Miguel Vazquez: Vazquez has an unusual style for a Mexican fighter, stick and move. And the lightweight titleholder is very good at it, as he demonstrated in a dominating victory over Leonard Zappavigna on the Cotto-Mayorga undercard. Vazquez gave the raw Australian a proverbial boxing lesson to win his seventh consecutive fight since he was outpointed by Saul “Canelo” Alvarez in 2008, a fight in which he was at a distinct size disadvantage. Vazquez is building a nice resume, with victories over the likes of Breidis Prescott, Ji Hoon Kim, Ricardo Dominguez and now Zappavigna. I wonder whether Vazquez’s apparent lack of punching power will hurt him against someone like fellow 135-pound titleholder Brandon Rios. But his skills and experience make him very difficult to beat.

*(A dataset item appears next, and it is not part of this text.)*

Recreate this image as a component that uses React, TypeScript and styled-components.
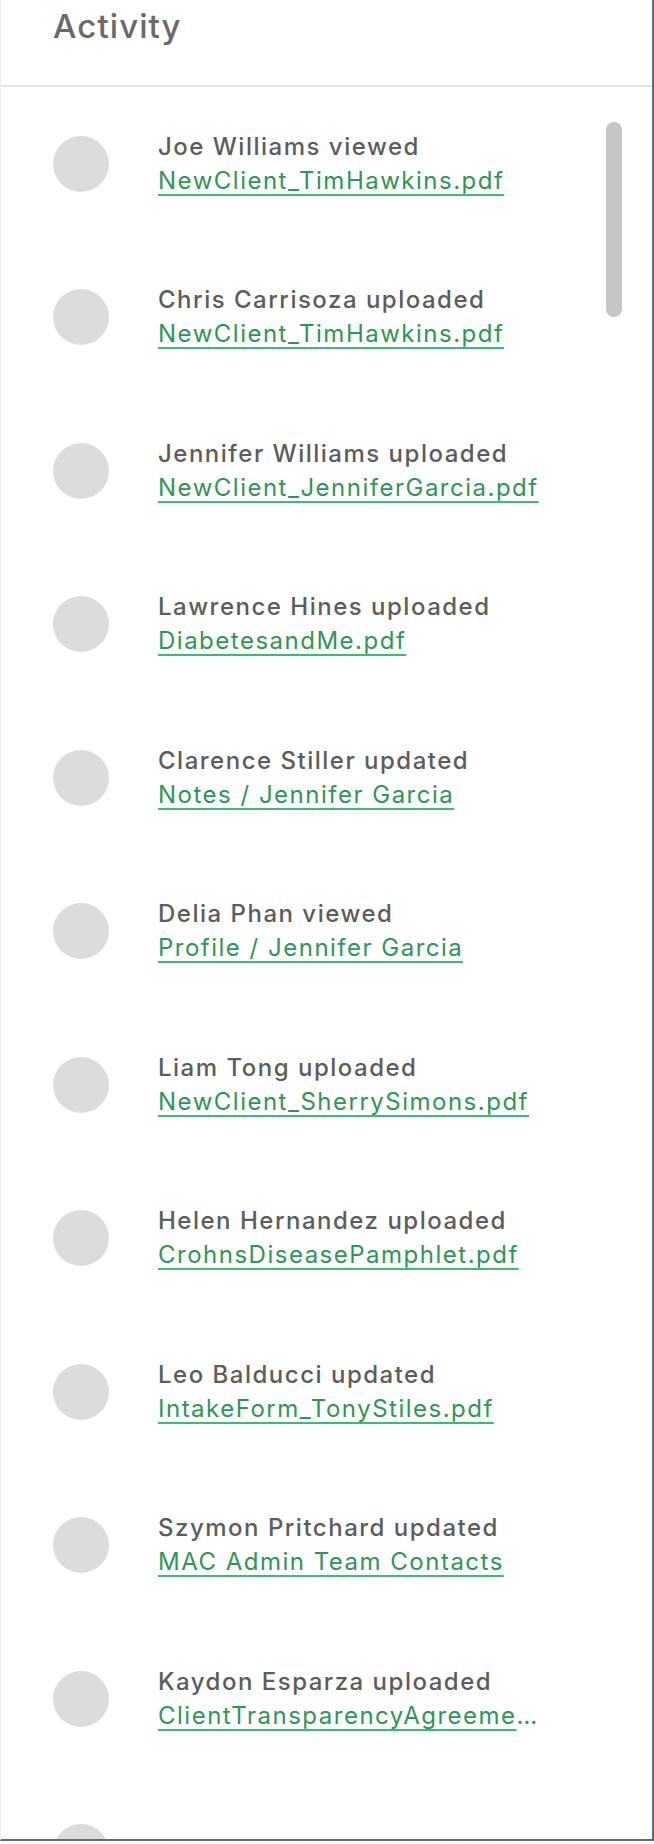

BEST FOOTBALL PLAYER/BOXER
Tommy Zbikowski: The Baltimore Ravens safety could become the greatest NFL player-turned-boxer ever if he sticks to the sport. Others have tried and had some success. The best might’ve been Alonzo Highsmith. The former NFL running back finished his boxing career at 27-1-2 (23 knockouts), although he never fought anyone special. Zbikowski has a chance to become a legitimate boxer because of his extensive amateur background, giving him the foundation necessary to succeed. He looked raw in his first-round KO of Richard Bryant on the Cotto-Mayorga undercard but hadn’t been in the ring in almost five years. He fought at heavyweight but weighed only 193, seven below the cruiserweight limit. That’s where he probably would fare the best, although heavyweight money will be tempting. Will Zbikowski stick with it? “Right now this isn’t a second career for me. It’s a first career,” he said. We’ll see what happens after the NFL sorts out its labor dispute.
Mayorga: “I have to go find a job.” Most likely as a salesman.